Nio Gate Guardians (Kongo Rikishi) — Deity Master | Publication Edition | Japonista
BUDDHIST STATUES & SACRED ART · DEITY MASTER
Deity: Nio (Gate Guardians) — paired threshold protectors at temple entrances
Also known as: Kongo Rikishi (common system name for the pair)
System position: Dainichi Nyorai → Mandala Pair → Protector layer → Ten & Guardians → Nio at the Gate (threshold control)
Curator’s Note: This page teaches you how to read Nio correctly: not as “angry warriors,” but as a paired system that governs entry, boundaries, and the psychological shift from ordinary space into sacred space. Once you understand pairing logic, stance grammar, and placement rules, identification becomes reliable and collecting becomes ethical rather than purely aesthetic.
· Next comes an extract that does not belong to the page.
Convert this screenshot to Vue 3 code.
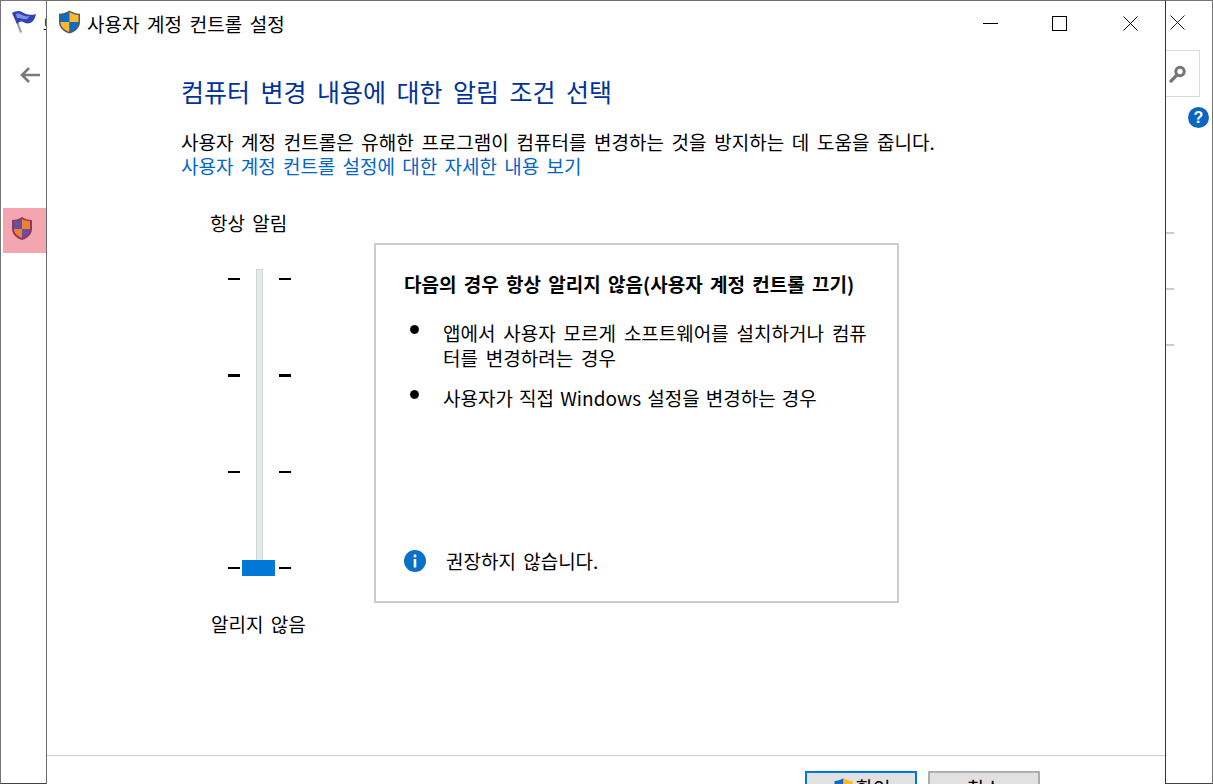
<script setup>
const ticks = [2, 3, 2, 2]
</script>

<template>
  <div class="desktop">
    <section class="back-window">
      <header class="back-title">
        <svg class="flag" width="26" height="24" viewBox="0 0 26 24">
          <path d="M9 23 2 4l2-1 7 19z" fill="#9aa0b0" />
          <path d="M1 3c3-2 7-3 10-1s8 4 14 2c-1 5-3 8-6 9-3 1-5 0-7-1-2-1-4 0-6 2z" fill="#3342b4" />
          <path d="M5 4c2-1 4 0 6 1 2 1 5 2 8 1l-3 3c-3 1-5-1-8-1H6z" fill="#8193e8" />
        </svg>
        <span class="back-name">보</span>
      </header>
      <svg class="back-arrow" width="20" height="16" viewBox="0 0 20 16">
        <path d="M9 1 2 8l7 7M2 8h18" fill="none" stroke="#7a7a7a" stroke-width="2.6" />
      </svg>
      <div class="side-highlight">
        <svg width="24" height="25" viewBox="0 0 24 25">
          <path d="M12 1c3 2 6 3 10 3v9c0 5-4 9-10 11C6 22 2 18 2 13V4c4 0 7-1 10-3z" fill="#93385f" />
          <path d="M12 3v10H4V5c3 0 6-1 8-2z" fill="#66509f" />
          <path d="M12 3c2 1 5 2 8 2v8h-8z" fill="#ef8131" />
          <path d="M4 13h8v9c-5-2-8-5-8-9z" fill="#ef8131" />
          <path d="M12 13h8c0 4-3 7-8 9z" fill="#66509f" />
        </svg>
      </div>
      <svg class="back-close" width="15" height="15" viewBox="0 0 15 15">
        <path d="M.5.5l14 14M14.5.5l-14 14" stroke="#222" fill="none" />
      </svg>
      <div class="search-box">
        <svg width="18" height="18" viewBox="0 0 18 18">
          <circle cx="11" cy="6.5" r="4.2" fill="none" stroke="#757575" stroke-width="3" />
          <path d="M8 10 2 16" stroke="#757575" stroke-width="3.2" stroke-linecap="round" />
        </svg>
      </div>
      <div class="help">?</div>
      <i class="mark m1"></i><i class="mark m2"></i><i class="mark m3"></i>
    </section>

    <section class="dialog">
      <header class="titlebar">
        <svg class="shield" width="23" height="24" viewBox="0 0 23 24">
          <path d="M11.5 .5c3 2 6 3 10.5 3.3V12c0 5.500-4 9.500-10.500 11.500C5 21.500 1 17.500 1 12V3.800C5.500 3.500 8.500 2.500 11.500 .5z" fill="#5a5a5a" />
          <path d="M11.500 2v10H2.500V5c3.500-.3 6.500-1.300 9-3z" fill="#0a6cc4" />
          <path d="M11.500 2c2.500 1.700 5.500 2.700 9 3v7h-9z" fill="#fdb92e" />
          <path d="M2.500 12h9v10c-5.500-1.800-9-5.500-9-10z" fill="#fdb92e" />
          <path d="M11.500 12h9c0 4.500-3.500 8.200-9 10z" fill="#0a6cc4" />
        </svg>
        <span class="title">사용자 계정 컨트롤 설정</span>
        <div class="controls">
          <svg width="15" height="15" viewBox="0 0 15 15"><path d="M0 7.500h15" stroke="#000" /></svg>
          <svg width="15" height="15" viewBox="0 0 15 15"><rect x=".5" y=".5" width="14" height="14" fill="none" stroke="#000" /></svg>
          <svg class="close" width="15" height="15" viewBox="0 0 15 15"><path d="M.5.5l14 14M14.500.5l-14 14" stroke="#000" fill="none" /></svg>
        </div>
      </header>

      <main class="content">
        <h1 class="heading">컴퓨터 변경 내용에 대한 알림 조건 선택</h1>
        <p class="intro">사용자 계정 컨트롤은 유해한 프로그램이 컴퓨터를 변경하는 것을 방지하는 데 도움을 줍니다.</p>
        <a class="link">사용자 계정 컨트롤 설정에 대한 자세한 내용 보기</a>

        <div class="settings">
          <div class="slider-col">
            <div class="slider-label">항상 알림</div>
            <div class="slider">
              <div class="tick-col">
                <i v-for="(h, n) in ticks" :key="n" class="tick" :class="'h' + h"></i>
              </div>
              <div class="track"></div>
              <div class="tick-col">
                <i v-for="(h, n) in ticks" :key="n" class="tick" :class="'h' + h"></i>
              </div>
              <div class="thumb"></div>
            </div>
            <div class="slider-label bottom">알리지 않음</div>
          </div>

          <div class="panel">
            <h2 class="panel-title">다음의 경우 항상 알리지 않음(사용자 계정 컨트롤 끄기)</h2>
            <ul class="items">
              <li>앱에서 사용자 모르게 소프트웨어를 설치하거나 컴퓨터를 변경하려는 경우</li>
              <li>사용자가 직접 Windows 설정을 변경하는 경우</li>
            </ul>
            <div class="note">
              <svg width="22" height="22" viewBox="0 0 22 22">
                <circle cx="11" cy="11" r="11" fill="#0a6fc9" />
                <rect x="9.700" y="9" width="2.600" height="8.500" fill="#fff" />
                <rect x="9.700" y="4.500" width="2.600" height="2.800" fill="#fff" />
              </svg>
              <span>권장하지 않습니다.</span>
            </div>
          </div>
        </div>
      </main>

      <footer class="footer">
        <button class="btn primary">
          <svg width="23" height="24" viewBox="0 0 23 24">
            <path d="M11.500 2v10H2.500V5c3.500-.3 6.500-1.300 9-3z" fill="#0a6cc4" />
            <path d="M11.500 2c2.500 1.700 5.500 2.700 9 3v7h-9z" fill="#fdb92e" />
            <path d="M2.500 12h9v10c-5.500-1.800-9-5.500-9-10z" fill="#fdb92e" />
            <path d="M11.500 12h9c0 4.500-3.500 8.200-9 10z" fill="#0a6cc4" />
          </svg>
          확인
        </button>
        <button class="btn">취소</button>
      </footer>
    </section>
  </div>
</template>

<style>
html, body { margin: 0; height: 100%; overflow: hidden; background: #fff; }
</style>

<style scoped>
.desktop {
  position: relative;
  width: 1213px;
  height: 784px;
  overflow: hidden;
  font-family: "Noto Sans CJK KR", "Noto Sans", sans-serif;
  color: #000;
}
.back-window {
  position: absolute;
  inset: 0;
  box-sizing: border-box;
  border: 1px solid #757575;
  border-bottom-color: #444;
  background: #fff;
}
.back-title { display: flex; align-items: center; width: 45px; height: 44px; padding-left: 10px; gap: 6px; box-sizing: border-box; overflow: hidden; }
.flag { margin-top: -2px; flex: none; }
.back-name { font-size: 15px; white-space: nowrap; }
.back-arrow { position: absolute; left: 19px; top: 66px; }
.side-highlight {
  position: absolute;
  left: 2px;
  top: 207px;
  width: 43px;
  height: 45px;
  background: #f4a6b0;
  display: flex;
  align-items: center;
  justify-content: center;
  padding: 0 5px 4px 0;
  box-sizing: border-box;
}
.back-close { position: absolute; left: 1169px; top: 14px; }
.search-box {
  position: absolute;
  left: 1150px;
  top: 49px;
  width: 49px;
  height: 47px;
  box-sizing: border-box;
  border: 1px solid #d9d9d9;
  display: flex;
  align-items: center;
  justify-content: flex-end;
  padding-right: 12px;
}
.help {
  position: absolute;
  left: 1187px;
  top: 106px;
  width: 21px;
  height: 21px;
  border-radius: 50%;
  background: #0a66c2;
  color: #fff;
  font: 700 16px/21px "Liberation Sans", sans-serif;
  text-align: center;
}
.mark { position: absolute; left: 1165px; width: 8px; height: 2px; background: #ccc; }
.m1 { top: 231px; }
.m2 { top: 287px; }
.m3 { top: 343px; }

.dialog {
  position: absolute;
  left: 46px;
  top: 0;
  width: 1120px;
  height: 820px;
  box-sizing: border-box;
  background: #fff;
  border: 1px solid #6e6e6e;
  border-right-color: #333;
  display: flex;
  flex-direction: column;
}
.titlebar { display: flex; align-items: center; height: 44px; padding-left: 11px; flex: none; }
.shield { margin-right: 6px; margin-top: -2px; }
.title { font-size: 19px; word-spacing: 3.400px; }
.controls {
  margin-left: auto;
  display: flex;
  gap: 54px;
  padding-right: 27px;
  margin-top: 1px;
}
.controls .close { margin-left: 2px; }
.content { flex: 1; padding: 24px 0 0 134px; }
.heading {
  margin: 0;
  font-size: 25px;
  line-height: 44px;
  height: 44px;
  font-weight: 400;
  color: #003399;
  word-spacing: 4.900px;
}
.intro, .link {
  display: block;
  margin: 0;
  font-size: 19px;
  line-height: 24px;
  word-spacing: 3.400px;
  white-space: nowrap;
}
.intro { margin-top: 17px; }
.link { color: #0066cc; word-spacing: 3px; }

.settings { display: flex; margin-top: 32px; }
.slider-col { width: 193px; flex: none; }
.slider-label { font-size: 19px; line-height: 25px; margin-left: 29px; word-spacing: 3px; white-space: nowrap; }
.slider {
  position: relative;
  margin: 34px 0 0 47px;
  width: 63px;
  height: 307px;
  display: flex;
  justify-content: space-between;
}
.slider-label.bottom { margin-top: 35px; margin-left: 30px; }
.tick-col {
  width: 12px;
  display: flex;
  flex-direction: column;
  justify-content: space-between;
  padding: 9px 0 7px;
  box-sizing: border-box;
}
.tick { display: block; height: 2px; background: #000; }
.tick.h3 { height: 3px; }
.track {
  width: 7px;
  box-sizing: border-box;
  background: #e7eaea;
  border: 1px solid #d6d6d6;
}
.thumb {
  position: absolute;
  left: 14px;
  bottom: 0;
  width: 33px;
  height: 16px;
  background: #0078d7;
}
.panel {
  flex: none;
  width: 525px;
  height: 360px;
  box-sizing: border-box;
  border: 2px solid #ccc;
  padding: 25px 28px 0;
  margin-top: 33px;
  display: flex;
  flex-direction: column;
}
.panel-title {
  margin: 0;
  font-size: 19px;
  line-height: 28px;
  font-weight: 700;
  word-spacing: 3px;
  white-space: nowrap;
}
.items { list-style: none; margin: 22px 0 0; padding: 0 0 0 39px; }
.items li {
  position: relative;
  font-size: 19px;
  line-height: 25px;
  word-spacing: 3.600px;
  margin-bottom: 15px;
  width: 430px;
  word-break: break-all;
}
.items li:last-child { word-spacing: 1.900px; }
.items li::before {
  content: "";
  position: absolute;
  left: -33px;
  top: 5px;
  width: 9px;
  height: 9px;
  border-radius: 50%;
  background: radial-gradient(circle, #000 55%, #777 100%);
}
.note {
  margin-top: auto;
  margin-bottom: 28px;
  display: flex;
  align-items: center;
  gap: 20px;
  font-size: 19px;
  line-height: 25px;
  word-spacing: 3px;
}

.footer {
  flex: none;
  height: 64px;
  box-sizing: border-box;
  border-top: 1px solid #ccc;
  display: flex;
  gap: 11px;
  padding: 15px 0 0 758px;
}
.btn {
  width: 112px;
  height: 40px;
  box-sizing: border-box;
  background: #e1e1e1;
  border: 2px solid #adadad;
  font: inherit;
  font-size: 19px;
  padding: 0 0 7px;
  display: flex;
  align-items: center;
  justify-content: center;
  gap: 1px;
}
.btn.primary { border-color: #0078d7; }
</style>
Explore related objects: Buddhist Statues & Sacred Art Collection
Jump navigation: Identity & Function · The Pair Logic (A / Un) · Placement in Temples · Iconography Grammar · Period Signals · Collector Decision Guide · Condition & Restoration Ethics · FAQ · Interlinks
Identity & Function
Nio are gate guardians placed at the main entrance of temples. Their role is not to punish ordinary people. Their role is to protect the integrity of sacred space and to prevent harmful forces, ignorance, and disrespectful intent from entering.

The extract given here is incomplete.